翻訳には手間やコストがかかるため、全ての内容を最初から翻訳するのが難しい場合もあります。そのような場合は、以下の項目を優先的に翻訳することをおすすめします。
• 基本的な労働条件(労働時間、賃金、休日など)
• 職場で遵守すべき最低限のルール
• 違反した場合の懲戒規定や罰則

このように、従業員の立場に大きな影響を与える箇所から翻訳を進めると、効率的かつ効果的に対応できます。

翻訳の方法と注意点

外国語に翻訳する際には、次の点に注意しましょう。

1. 専門家による正確な翻訳

就業規則には法律的な内容が含まれており、曖昧な表現や誤訳がトラブルを招く可能性があります。そのため、専門知識を持った翻訳者や、労務関連の知識がある専門家に依頼することが重要です。

2. 簡潔で明確な表現を心がける

就業規則は法律文書としての性質を持つため、難解な表現になりがちです。しかし、外国人従業員にとってわかりやすい内容にするため、簡潔で明確な表現を心がけましょう。

3. 継続的な見直し

労働法の改正や職場の状況の変化に応じて、就業規則を見直すことは欠かせません。翻訳した外国語版も、定期的に更新して最新の内容を反映させるようにしましょう。

外国人従業員が就業規則を理解するための補足措置

就業規則を外国語で提供するだけでは不十分な場合もあります。以下のような補足措置を併用することで、外国人従業員の理解をさらに深めることができます。

1. オリエンテーションの実施

入社時に、外国人従業員を対象としたオリエンテーションを行い、就業規則の内容を説明する場を設けましょう。必要に応じて通訳を付けると、より効果的です。

2. 職場でのサポート体制

外国人従業員が相談しやすい環境を整えることも重要です。たとえば、外国語に対応できるスタッフを配置したり、相談窓口を設けたりすることが効果的です。

3. 視覚的な補助ツールの活用

文字だけでなく、イラストや図解を用いることで、視覚的にわかりやすい説明を行う方法も有効です。特に、安全規則や緊急時の対応については、図を活用することで言語の壁を越えることができます。

まとめ

外国人従業員を雇用する際、就業規則をその母国語で作成する必要はありませんが、従業員が十分に理解できる形で提供することが求められます。日本語で作成した原本をベースに、必要な箇所を外国語に翻訳し、職場全体で共有することで、トラブルを未然に防ぎ、良好な職場環境を築くことが可能です。

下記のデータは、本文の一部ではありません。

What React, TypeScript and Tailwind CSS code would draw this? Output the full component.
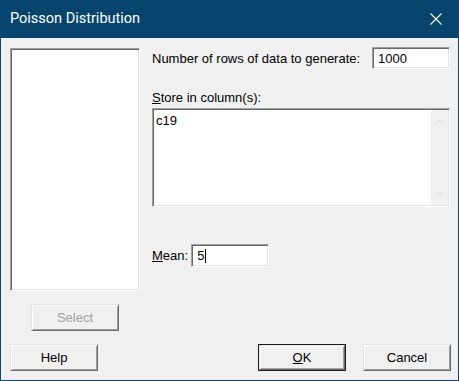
import React from 'react';
import { ChevronUp, ChevronDown } from 'lucide-react';

const sunken =
  'border border-t-[#a0a0a0] border-l-[#a0a0a0] border-b-white border-r-white shadow-[inset_1px_1px_0_#696969,inset_-1px_-1px_0_#e3e3e3] bg-white';

const raised =
  'border border-t-[#e3e3e3] border-l-[#e3e3e3] border-b-[#696969] border-r-[#696969] shadow-[inset_1px_1px_0_#ffffff,inset_-1px_-1px_0_#a0a0a0] bg-[#f0f0f0]';

function Btn({ children, disabled, def }: { children: React.ReactNode; disabled?: boolean; def?: boolean }) {
  const inner = (
    <div
      className={`${raised} flex items-center justify-center w-full h-full ${
        disabled ? 'text-[#a0a0a0]' : 'text-black'
      }`}
    >
      {children}
    </div>
  );
  if (def) {
    return <div className="w-[88px] h-[27px] border border-[#1e1e1e]">{inner}</div>;
  }
  return <div className="w-[88px] h-[27px]">{inner}</div>;
}

export default function App() {
  return (
    <div
      className="w-[459px] h-[381px] flex flex-col bg-[#f0f0f0] border-x border-b border-[#07446e] text-[13px] leading-none"
      style={{ fontFamily: '"Liberation Sans", Arial, sans-serif' }}
    >
      {/* Title bar */}
      <div className="h-[38px] -mx-px bg-[#07446e] flex items-center justify-between pl-[10px] pr-[16px] text-white">
        <span className="text-[14.5px]" style={{ fontFamily: 'Roboto, sans-serif' }}>
          Poisson Distribution
        </span>
        <svg width="12" height="12" viewBox="0 0 12 12" className="mr-px">
          <path d="M0.5 0.5L11.5 11.5M11.5 0.5L0.5 11.5" stroke="white" strokeWidth="1.1" fill="none" />
        </svg>
      </div>

      <div className="flex-1 flex flex-col pl-[9px] pr-[7px]">
        <div className="flex gap-[12px]">
          {/* Variable list */}
          <div className="flex flex-col pt-[10px]">
            <div className={`${sunken} w-[130px] h-[243px]`} />
            <div className="mt-[13px] ml-[21px]">
              <Btn disabled>Select</Btn>
            </div>
          </div>

          {/* Options */}
          <div className="w-[298px] flex flex-col pt-[9px]">
            <div className="flex items-center justify-between h-[22px]">
              <span>
                Number of rows of data to <span className="underline">g</span>enerate:
              </span>
              <div className={`${sunken} w-[78px] h-[22px] flex items-center pl-[5px]`}>1000</div>
            </div>

            <div className="mt-[20px] h-[16px] flex items-center">
              <span>
                <span className="underline">S</span>tore in column(s):
              </span>
            </div>
            <div className={`${sunken} mt-[3px] h-[99px] flex`}>
              <div className="flex-1 pl-[3px] pt-[5px]">c19</div>
              <div className="w-[17px] my-px mr-px bg-[#f0f0f0] flex flex-col items-center justify-between py-[6px] text-[#c8c8c8]">
                <ChevronUp className="w-[11px] h-[11px]" strokeWidth={1.6} />
                <ChevronDown className="w-[11px] h-[11px]" strokeWidth={1.6} />
              </div>
            </div>

            <div className="mt-[37px] flex items-center gap-[3px]">
              <span>
                <span className="underline">M</span>ean:
              </span>
              <div className={`${sunken} w-[78px] h-[23px] flex items-center pl-[5px]`}>
                5<span className="w-px h-[14px] bg-black ml-px" />
              </div>
            </div>
          </div>
        </div>

        {/* Bottom buttons */}
        <div className="mt-[13px] flex items-center">
          <Btn>Help</Btn>
          <div className="ml-auto flex gap-[17px]">
            <Btn def>
              <span className="underline">O</span>K
            </Btn>
            <Btn>Cancel</Btn>
          </div>
        </div>
      </div>
    </div>
  );
}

また、翻訳だけでなく、オリエンテーションや相談体制の整備など、補足的な取り組みを行うことで、さらに従業員の理解を深めることができます。外国人材が安心して働ける環境を整えることは、企業にとっても長期的な利益につながるでしょう。

今後、外国人従業員の増加が見込まれる中、適切な対応を心がけて職場の信頼関係を築いていきましょう。